Do I need multiple Open MPI installations?
------------------------------------------

Yes and no.

Open MPI can handle a variety of different run-time environments
(e.g., ssh, Slurm, PBS, etc.) and a variety of different
interconnection networks (e.g., ethernet, InfiniBand, etc.)
in a single installation.  Specifically: because Open MPI is
fundamentally powered by a component architecture, plug-ins for all
these different run-time systems and interconnect networks can be
installed in a single installation tree.  The relevant plug-ins will
only be used in the environments where they make sense.

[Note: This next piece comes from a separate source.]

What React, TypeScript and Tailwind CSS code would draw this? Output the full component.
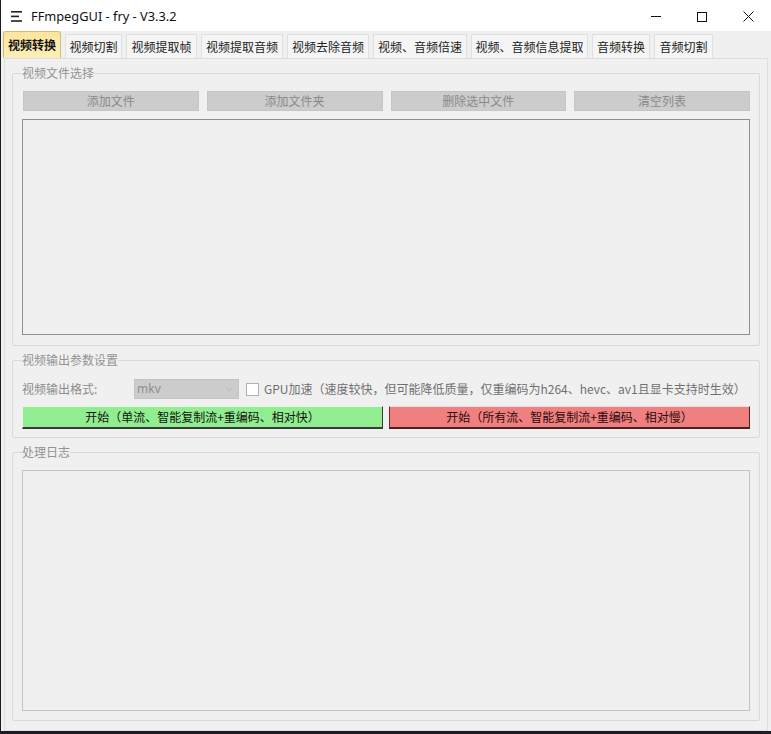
import { ChevronDown } from "lucide-react";

const tabs = [
    { name: "视频转换", w: "w-[58px]" },
    { name: "视频切割", w: "w-[57px]" },
    { name: "视频提取帧", w: "w-[71px]" },
    { name: "视频提取音频", w: "w-[82px]" },
    { name: "视频去除音频", w: "w-[82px]" },
    { name: "视频、音频倍速", w: "w-[94px]" },
    { name: "视频、音频信息提取", w: "w-[117px]" },
    { name: "音频转换", w: "w-[58px]" },
    { name: "音频切割", w: "w-[59px]" },
];

const fileButtons = ["添加文件", "添加文件夹", "删除选中文件", "清空列表"];

const GroupBox = ({ title, className, children }: { title: string; className?: string; children: React.ReactNode }) => (
    <fieldset className={`border border-[#d9d9d9] rounded-[2px] px-[9px] ${className ?? ""}`}>
        <legend className="px-0 text-[12px] leading-[14px] text-[#939393]">{title}</legend>
        {children}
    </fieldset>
);

const App = () => {
    return (
        <div
            className="w-[771px] h-[734px] bg-[#1b1d22] overflow-hidden"
            style={{ fontFamily: '"Noto Sans CJK SC", "Noto Sans", sans-serif' }}
        >
            <div className="ml-[1px] w-[770px] h-[731px] bg-[#f0f0f0] flex flex-col">
                {/* title bar */}
                <div className="h-[31px] bg-white flex items-center shrink-0 pt-[2px]">
                    <div className="w-[30px] flex justify-center pl-[2px]">
                        <svg width="13" height="11" viewBox="0 0 13 11">
                            <rect x="0" y="0" width="11" height="1.6" fill="#222" />
                            <rect x="0" y="4.6" width="8" height="1.6" fill="#222" />
                            <rect x="0" y="9.2" width="11" height="1.6" fill="#222" />
                        </svg>
                    </div>
                    <span className="text-[12.8px] text-[#111]" style={{ fontFamily: '"Noto Sans", sans-serif' }}>
                        FFmpegGUI - fry - V3.3.2
                    </span>
                    <div className="ml-auto flex items-center h-full">
                        <div className="w-[46px] h-full flex items-center justify-center">
                            <div className="w-[10px] h-px bg-[#111]" />
                        </div>
                        <div className="w-[46px] h-full flex items-center justify-center">
                            <div className="w-[10px] h-[10px] border border-[#111]" />
                        </div>
                        <div className="w-[46px] h-full flex items-center justify-center">
                            <svg width="11" height="11" viewBox="0 0 11 11">
                                <path d="M0.5 0.5 L10.5 10.5 M10.5 0.5 L0.5 10.5" stroke="#111" strokeWidth="1" />
                            </svg>
                        </div>
                    </div>
                </div>

                {/* tab strip */}
                <div className="flex items-end gap-[4px] pl-[2px] h-[27px] shrink-0">
                    {tabs.map((t, i) =>
                        i === 0 ? (
                            <div
                                key={t.name}
                                className={`${t.w} h-[27px] flex items-center justify-center rounded-t-[3px] border border-b-0 border-[#d2bc7c] bg-gradient-to-b from-[#fde59c] to-[#fdeeb9] text-[12px] font-bold text-[#111]`}
                            >
                                {t.name}
                            </div>
                        ) : (
                            <div
                                key={t.name}
                                className={`${t.w} h-[24px] flex items-center justify-center border border-b-0 border-[#e0e0e0] bg-[#f5f5f5] text-[12px] text-[#222]`}
                            >
                                {t.name}
                            </div>
                        )
                    )}
                </div>

                {/* tab page */}
                <div className="flex-1 mx-[3px] border border-[#dedede] bg-[#f0f0f0] flex flex-col gap-[7px] px-[7px] pt-[7px] pb-[9px]">
                    <GroupBox title="视频文件选择" className="pb-[10px]">
                        <div className="grid grid-cols-4 gap-[8px] mt-[11px] pl-[1px]">
                            {fileButtons.map((b) => (
                                <div
                                    key={b}
                                    className="h-[20px] bg-[#cccccc] border border-[#c6c6c6] flex items-center justify-center text-[12px] text-[#8a8a8a]"
                                >
                                    {b}
                                </div>
                            ))}
                        </div>
                        <div className="mt-[8px] h-[216px] border border-[#8f8f8f] bg-[#f0f0f0]" />
                    </GroupBox>

                    <GroupBox title="视频输出参数设置" className="pb-[8px]">
                        <div className="flex items-center h-[20px] mt-[12px] text-[12px] text-[#8c8c8c]">
                            <span className="w-[112px]">视频输出格式:</span>
                            <div className="w-[105px] h-[20px] bg-[#cccccc] border border-[#c3c3c3] flex items-center justify-between pl-[2px] pr-[3px]">
                                <span className="text-[12px] text-[#8e8e8e]" style={{ fontFamily: '"Noto Sans", sans-serif' }}>mkv</span>
                                <ChevronDown size={12} strokeWidth={1.2} color="#a9a9a9" />
                            </div>
                            <div className="ml-[7px] w-[13px] h-[13px] bg-white border border-[#b0b0b0]" />
                            <span className="ml-[5px] text-[#707070]">GPU加速（速度较快，但可能降低质量，仅重编码为h264、hevc、av1且显卡支持时生效）</span>
                        </div>
                        <div className="grid grid-cols-2 gap-[6px] mt-[7px]">
                            <div className="h-[23px] bg-[#90ee90] border border-[#e6f7e6] border-r-[#3a3a3a] border-b-[#3a3a3a] border-b-2 flex items-center justify-center text-[12px] text-[#111]">
                                开始（单流、智能复制流+重编码、相对快）
                            </div>
                            <div className="h-[23px] bg-[#f08080] border border-[#f7d9d9] border-r-[#4a2020] border-b-[#4a2020] border-l-[#6a3030] border-b-2 flex items-center justify-center text-[12px] text-[#2a0a0a]">
                                开始（所有流、智能复制流+重编码、相对慢）
                            </div>
                        </div>
                    </GroupBox>

                    <GroupBox title="处理日志" className="flex-1 flex flex-col pb-[9px]">
                        <div className="mt-[11px] flex-1 border border-[#c4c4c4] bg-[#f0f0f0]" />
                    </GroupBox>
                </div>
            </div>
        </div>
    );
};

export default App;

Hence, there is no need to have one MPI installation for InfiniBand, one
MPI installation for ethernet, one MPI installation for PBS, one MPI
installation for ``ssh``, etc.  Open MPI can handle all of these in a
single installation.

However, there are some issues that Open MPI cannot solve.  Binary
compatibility between different compilers is such an issue.  Let's
examine this on a per-language basis (be sure see the big caveat at
the end):

* *C:* Most C compilers are fairly compatible, such that if you compile
  Open MPI with one C library and link it to an application that was
  compiled with a different C compiler, everything should "just work."
  As such, a single installation of Open MPI should work for most C MPI
  applications.

* *C++:* The same is not necessarily true for C++.  While Open MPI does not currently contain any C++ code (the MPI C++ bindings were removed in a prior release), and C++ compilers *should* produce ABI-equivalent code for C symbols, obscure problem can sometimes arise when mixing compilers from different suites.  For example, if you compile Open MPI with the XYZ C/C++
  compiler, you may need to have the XYC C++ run-time libraries
  installed everywhere you want to run.

* *Fortran:* There are multiple issues with Fortran.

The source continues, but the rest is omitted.